§ **DATASET CONTENT**:
--- begin ---

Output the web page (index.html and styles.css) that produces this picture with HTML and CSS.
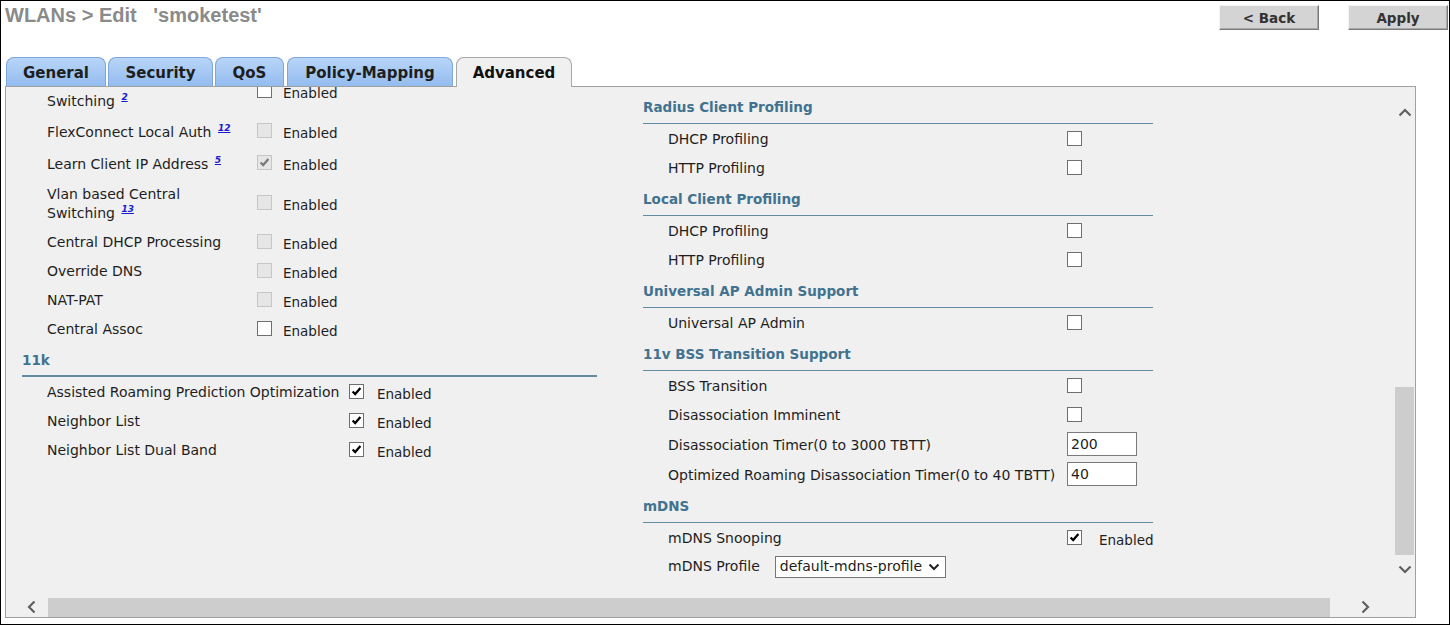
FILE: index.html
```html
<!DOCTYPE html>
<html>
<head>
<meta charset="utf-8">
<link rel="stylesheet" href="styles.css">
</head>
<body>
<div class="window">
  <div class="topbar">
    <div class="title">WLANs &gt; Edit &nbsp;&nbsp;'smoketest'</div>
    <div class="actions">
      <button class="btn">&lt; Back</button>
      <button class="btn btn-apply">Apply</button>
    </div>
  </div>
  <div class="tabs">
    <div class="tab t-general">General</div>
    <div class="tab t-security">Security</div>
    <div class="tab t-qos">QoS</div>
    <div class="tab t-policy">Policy-Mapping</div>
    <div class="tab t-advanced active">Advanced</div>
  </div>
  <div class="panel">
    <div class="content">
      <div class="col left">
        <div class="row two">
          <div class="lbl">FlexConnect Local<br>Switching <a class="fn">2</a></div>
          <span class="cb"></span>
          <span class="en">Enabled</span>
        </div>
        <div class="row tall">
          <div class="lbl">FlexConnect Local Auth <a class="fn">12</a></div>
          <span class="cb dis"></span>
          <span class="en">Enabled</span>
        </div>
        <div class="row tall">
          <div class="lbl">Learn Client IP Address <a class="fn">5</a></div>
          <span class="cb dis on"><svg viewBox="0 0 15 15"><polyline points="3,7.5 6,10.5 12,3.5"/></svg></span>
          <span class="en">Enabled</span>
        </div>
        <div class="row two">
          <div class="lbl">Vlan based Central<br>Switching <a class="fn">13</a></div>
          <span class="cb dis"></span>
          <span class="en">Enabled</span>
        </div>
        <div class="row">
          <div class="lbl">Central DHCP Processing</div>
          <span class="cb dis"></span>
          <span class="en">Enabled</span>
        </div>
        <div class="row">
          <div class="lbl">Override DNS</div>
          <span class="cb dis"></span>
          <span class="en">Enabled</span>
        </div>
        <div class="row">
          <div class="lbl">NAT-PAT</div>
          <span class="cb dis"></span>
          <span class="en">Enabled</span>
        </div>
        <div class="row">
          <div class="lbl">Central Assoc</div>
          <span class="cb"></span>
          <span class="en">Enabled</span>
        </div>
        <div class="sec sec-left">11k</div>
        <div class="row k">
          <div class="lbl">Assisted Roaming Prediction Optimization</div>
          <span class="cb on"><svg viewBox="0 0 15 15"><polyline points="3,7.5 6,10.5 12,3.5"/></svg></span>
          <span class="en">Enabled</span>
        </div>
        <div class="row k">
          <div class="lbl">Neighbor List</div>
          <span class="cb on"><svg viewBox="0 0 15 15"><polyline points="3,7.5 6,10.5 12,3.5"/></svg></span>
          <span class="en">Enabled</span>
        </div>
        <div class="row k">
          <div class="lbl">Neighbor List Dual Band</div>
          <span class="cb on"><svg viewBox="0 0 15 15"><polyline points="3,7.5 6,10.5 12,3.5"/></svg></span>
          <span class="en">Enabled</span>
        </div>
      </div>

      <div class="col right">
        <div class="sec">Radius Client Profiling</div>
        <div class="row r"><div class="lbl">DHCP Profiling</div><span class="cb"></span></div>
        <div class="row r"><div class="lbl">HTTP Profiling</div><span class="cb"></span></div>
        <div class="sec">Local Client Profiling</div>
        <div class="row r"><div class="lbl">DHCP Profiling</div><span class="cb"></span></div>
        <div class="row r"><div class="lbl">HTTP Profiling</div><span class="cb"></span></div>
        <div class="sec">Universal AP Admin Support</div>
        <div class="row r"><div class="lbl">Universal AP Admin</div><span class="cb"></span></div>
        <div class="sec">11v BSS Transition Support</div>
        <div class="row r"><div class="lbl">BSS Transition</div><span class="cb"></span></div>
        <div class="row r"><div class="lbl">Disassociation Imminent</div><span class="cb"></span></div>
        <div class="row r inp"><div class="lbl">Disassociation Timer(0 to 3000 TBTT)</div><span class="txt">200</span></div>
        <div class="row r inp"><div class="lbl">Optimized Roaming Disassociation Timer(0 to 40 TBTT)</div><span class="txt">40</span></div>
        <div class="sec">mDNS</div>
        <div class="row r">
          <div class="lbl">mDNS Snooping</div>
          <span class="cb on"><svg viewBox="0 0 15 15"><polyline points="3,7.5 6,10.5 12,3.5"/></svg></span>
          <span class="en">Enabled</span>
        </div>
        <div class="row r">
          <div class="lbl lbl-sel">mDNS Profile
            <span class="sel">default-mdns-profile<svg class="chev" viewBox="0 0 12 8"><polyline points="1.5,1.5 6,6 10.5,1.5"/></svg></span>
          </div>
        </div>
      </div>
    </div>

    <div class="vscroll">
      <svg class="arr arr-up" viewBox="0 0 14 9"><polyline points="1.5,7.5 7,2 12.5,7.5"/></svg>
      <div class="vtrack"><div class="vthumb"></div></div>
      <svg class="arr arr-down" viewBox="0 0 14 9"><polyline points="1.5,1.5 7,7 12.5,1.5"/></svg>
    </div>
    <div class="hscroll">
      <svg class="harr" viewBox="0 0 9 14"><polyline points="7.5,1.5 2,7 7.5,12.5"/></svg>
      <div class="htrack"><div class="hthumb"></div></div>
      <svg class="harr" viewBox="0 0 9 14"><polyline points="1.5,1.5 7,7 1.5,12.5"/></svg>
    </div>
    <div class="corner"></div>
  </div>
</div>
</body>
</html>
```

FILE: styles.css
```css
html, body {
  margin: 0;
  padding: 0;
  background: #fff;
}

.window {
  width: 1450px;
  height: 625px;
  box-sizing: border-box;
  border: 1px solid #000;
  background: #fff;
  display: flex;
  flex-direction: column;
  overflow: hidden;
}

.topbar {
  height: 56px;
  display: flex;
  justify-content: space-between;
  align-items: flex-start;
  flex: none;
}

.title {
  font-family: "Liberation Sans", Arial, sans-serif;
  font-weight: bold;
  font-size: 20px;
  line-height: 24px;
  color: #8a8a8a;
  padding: 2px 0 0 4px;
  white-space: nowrap;
}

.actions {
  display: flex;
  gap: 29px;
  padding-top: 4px;
  margin-right: 1px;
}

.btn {
  width: 100px;
  height: 25px;
  box-sizing: border-box;
  margin: 0;
  padding: 0;
  background: #d4d4d4;
  border: 1px solid;
  border-color: #f4f4f4 #7a7a7a #7a7a7a #f4f4f4;
  box-shadow: inset -1px -1px 0 #a8a8a8;
  font-family: "DejaVu Sans", Verdana, sans-serif;
  font-weight: bold;
  font-size: 13.5px;
  color: #333;
}

.tabs {
  height: 29px;
  display: flex;
  gap: 2px;
  padding-left: 5px;
  flex: none;
  position: relative;
  z-index: 2;
}

.tab {
  box-sizing: border-box;
  height: 29px;
  border: 1px solid #7ea6da;
  border-bottom: none;
  border-radius: 8px 8px 0 0;
  background: linear-gradient(#b9d5f8, #93bcef);
  font-family: "DejaVu Sans", Verdana, sans-serif;
  font-weight: bold;
  font-size: 15px;
  line-height: 30px;
  color: #1e1e1e;
  text-align: center;
  white-space: nowrap;
}

.t-general { width: 100px; }
.t-security { width: 105px; }
.t-qos { width: 69px; }
.t-policy { width: 166px; margin-left: 1px; }
.t-advanced { width: 116px; margin-left: 1px; }

.tab.active {
  height: 30px;
  background: #f0f0f0;
  border-color: #a8a8a8;
  color: #111;
}

.panel {
  margin-left: 4px;
  width: 1411px;
  height: 532px;
  box-sizing: border-box;
  border: 1px solid #a0a0a0;
  background: #f0f0f0;
  display: grid;
  grid-template-columns: 1fr 21px;
  grid-template-rows: 1fr 20px;
  flex: none;
}

.content {
  overflow: hidden;
  display: flex;
  align-items: flex-start;
  padding-left: 16px;
  font-family: "DejaVu Sans", Verdana, sans-serif;
  font-size: 14px;
  color: #1e1e1e;
}

.col.left {
  width: 575px;
  margin-top: -20px;
}

.col.right {
  width: 510px;
  margin-left: 46px;
  padding-top: 3px;
}

.row {
  display: grid;
  grid-template-columns: 210px 26px auto;
  align-items: center;
  padding-left: 25px;
  height: 29px;
}

.row.tall { height: 32px; }
.row.two { height: 48px; }
.row.inp { height: 30px; }
.row.k { grid-template-columns: 302px 28px auto; }
.row.r { grid-template-columns: 399px 32px auto; }

.lbl {
  line-height: 19px;
  white-space: nowrap;
  padding-top: 2px;
}

.fn {
  color: #1a1ad0;
  text-decoration: underline;
  font-weight: bold;
  font-style: italic;
  font-size: 9px;
  line-height: 0;
  vertical-align: 6px;
  margin-left: 2px;
}

.en {
  font-size: 13.5px;
  padding-top: 4px;
}

.cb {
  width: 15px;
  height: 15px;
  box-sizing: border-box;
  border: 1px solid #6f6f6f;
  background: #fff;
  display: block;
  margin-bottom: 1px;
}

.cb.dis {
  border-color: #c6c6c6;
  background: #e6e6e6;
}

.cb svg {
  display: block;
  width: 13px;
  height: 13px;
  fill: none;
  stroke: #000;
  stroke-width: 2.6;
}

.cb.dis svg {
  stroke: #7a7a7a;
}

.sec {
  font-weight: bold;
  font-size: 13.5px;
  line-height: 20px;
  color: #41728f;
  padding: 7px 0 6px;
  border-bottom: 1px solid #628ba4;
}

.sec-left {
  border-bottom-width: 2px;
  padding-bottom: 5px;
}

.txt {
  width: 70px;
  height: 24px;
  box-sizing: border-box;
  border: 1px solid #7a7a7a;
  background: #fff;
  padding-left: 3px;
  line-height: 22px;
  display: block;
}

.lbl-sel {
  display: flex;
  align-items: center;
  padding-top: 0;
}

.sel {
  margin-left: 15px;
  width: 171px;
  height: 22px;
  box-sizing: border-box;
  border: 1px solid #767676;
  background: #fff;
  display: flex;
  align-items: center;
  justify-content: space-between;
  padding: 0 5px 0 4px;
}

.chev {
  width: 12px;
  height: 8px;
  fill: none;
  stroke: #222;
  stroke-width: 2;
}

.vscroll {
  display: flex;
  flex-direction: column;
  align-items: center;
}

.arr {
  width: 14px;
  height: 9px;
  fill: none;
  stroke: #606060;
  stroke-width: 2.2;
  flex: none;
}

.arr-up { margin-top: 21px; }
.arr-down { margin-bottom: 23px; }

.vtrack {
  flex: 1;
  width: 100%;
  display: flex;
  flex-direction: column;
  justify-content: flex-end;
  padding: 0 1px 0 1px;
  box-sizing: border-box;
}

.vthumb {
  height: 168px;
  margin-bottom: 10px;
  background: #cdcdcd;
}

.hscroll {
  display: flex;
  align-items: center;
}

.harr {
  width: 9px;
  height: 14px;
  fill: none;
  stroke: #606060;
  stroke-width: 2.2;
  flex: none;
  margin: 0 12px 0 21px;
}

.harr:last-child {
  margin: 0 24px 0 30px;
}

.htrack {
  flex: 1;
  height: 100%;
  padding-top: 1px;
  box-sizing: border-box;
}

.hthumb {
  height: 100%;
  width: 1282px;
  background: #cdcdcd;
}

.corner {
  background: #f0f0f0;
}
```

--- end ---

Among the lines above, determine how many hold the word "index"; report the figure alone.

§ **TASK RESULT**: 3